Nos autos de um processo que tramita no Tribunal de Justiça do Sergipe (TJSE),3 por exemplo, foi proferida sentença reconhecendo que “no caso vertente, indiscutivelmente, a restrição aeroportuária (interdição da pista para aeronaves turbo-jatos) caracteriza motivo de força maior, excludente de responsabilidade, prevista no art. 393 do Código Civil”.

Já em outra ação,  no Tribunal de Justiça da Bahia (TJBA),4 também nessa linha, o magistrado asseverou o seguinte: “Não se pode perder de vista que o fato ocorrido deve ser caracterizado como fortuito externo por romper o nexo causal entre a causa e o efeito do dano supostamente experimentado. Isto porque, a abrupta interrupção das aeronaves turbo-jato no aeroporto da ilha não deve ser inserida nos riscos inerentes à atividade prestada pelas empresas aéreas.” E prosseguiu: “Trata-se, em verdade, de evento imprevisível, mormente pela magnitude Portaria da Agência Reguladora.”.

Ainda nessa toada, há decisões que vão além, reconhecendo, também, que não restou alternativas à Gol senão interromper seus voos por não possuir aeronaves compatíveis com as operações de forma segura.

Tão importante quanto isso, em muitos desses casos se reconheceu que a companhia aérea cumpriu com o seu dever de informar previamente a todos os passageiros afetados, pelos canais de comunicação disponíveis, a respeito dos cancelamentos de seus voos, dando-lhes a possibilidade de reacomodação, remarcação ou reembolso dos valores pagos.

Em um cenário altamente judicializado e no qual as transportadoras aéreas, geralmente, são condenadas na maior parte das decisões, sem sombra de dúvidas é um alento e deve ser visto com algum entusiasmo o posicionamento majoritário do Poder Judiciário em relação ao caso de Fernando de Noronha.

Porém, é evidente que não se tratou do primeiro e nem será o último evento dessa natureza que impactará a aviação civil. Greves, acidentes com aeronaves na pista do aeroporto, vulcões em erupção, interdições por obras ou fechamento de aeroportos por mau tempo são também exemplos clássicos de ocorrência de força maior e que deveriam ser reconhecidos como um fortuito externo.

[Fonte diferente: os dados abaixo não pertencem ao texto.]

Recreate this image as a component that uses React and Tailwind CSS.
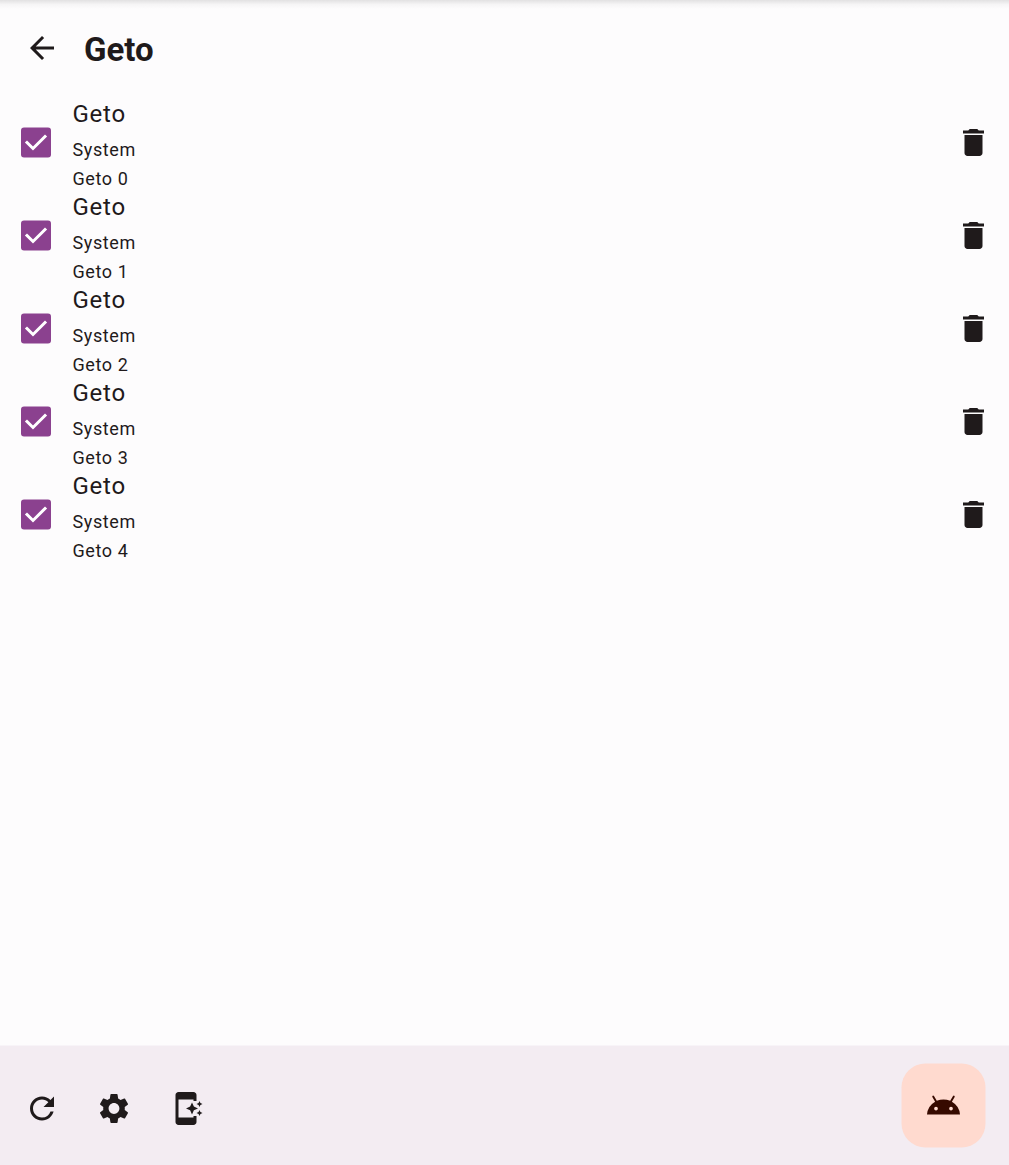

Em uma atividade altamente complexa e dinâmica, já que inúmeras variáveis (muitas delas imprevisíveis e inevitáveis) são enfrentadas a cada voo que decola e aterrissa, o que se espera dos operadores do direito é justamente entender e separar aquilo que realmente se enquadra como falha na prestação de serviço e um evento sobre o qual a companhia aérea não possuía qualquer ingerência e nada poderia fazer para contornar.

A aviação civil sofre (e continuará sofrendo) impacto de circunstâncias diversas que afetam os planos de seus passageiros. Diferenciar o que de fato está sob a responsabilidade e controle das companhias aéreas é fator essencial no combate à judicialização excessiva.

De todo modo, a resposta que vem sendo dada pelo Poder Judiciário é positiva, ao menos em relação ao fechamento do aeródromo de Fernando de Noronha, devendo servir como sinal de alerta e um desestímulo para aqueles que possuam qualquer pretensão de aventurar-se juridicamente na reprovável tentativa de obter ganho fácil através da condenável “indústria do dano moral”.

1. Folha de S.Paulo, Bandeirantes, Agência Folha.

2. Art. 14. O fornecedor de serviços responde, independentemente da existência de culpa, pela reparação dos danos causados aos consumidores por defeitos relativos à prestação dos serviços, bem como por informações insuficientes ou inadequadas sobre sua fruição e riscos.
§ 3° O fornecedor de serviços só não será responsabilizado quando provar:
II – a culpa exclusiva do consumidor ou de terceiro.

Art. 256. O transportador responde pelo dano decorrente:
[…]
§ 1° O transportador não será responsável:
§ 3º Constitui caso fortuito ou força maior, para fins do inciso II do § 1º deste artigo, a ocorrência de 1 (um) ou mais dos seguintes eventos, desde que supervenientes, imprevisíveis e inevitáveis:   
II – restrições ao pouso ou à decolagem decorrentes de indisponibilidade da infraestrutura aeroportuária; 
III – restrições ao voo, ao pouso ou à decolagem decorrentes de determinações da autoridade de aviação civil ou de qualquer outra autoridade ou órgão da Administração Pública, que será responsabilizada;   

Art. 734. O transportador responde pelos danos causados às pessoas transportadas e suas bagagens, salvo motivo de força maior, sendo nula qualquer cláusula excludente da responsabilidade.

Art. 737. O transportador está sujeito aos horários e itinerários previstos, sob pena de responder por perdas e danos, salvo motivo de força maior.

Art. 393. O devedor não responde pelos prejuízos resultantes de caso fortuito ou força maior, se expressamente não se houver por eles responsabilizado.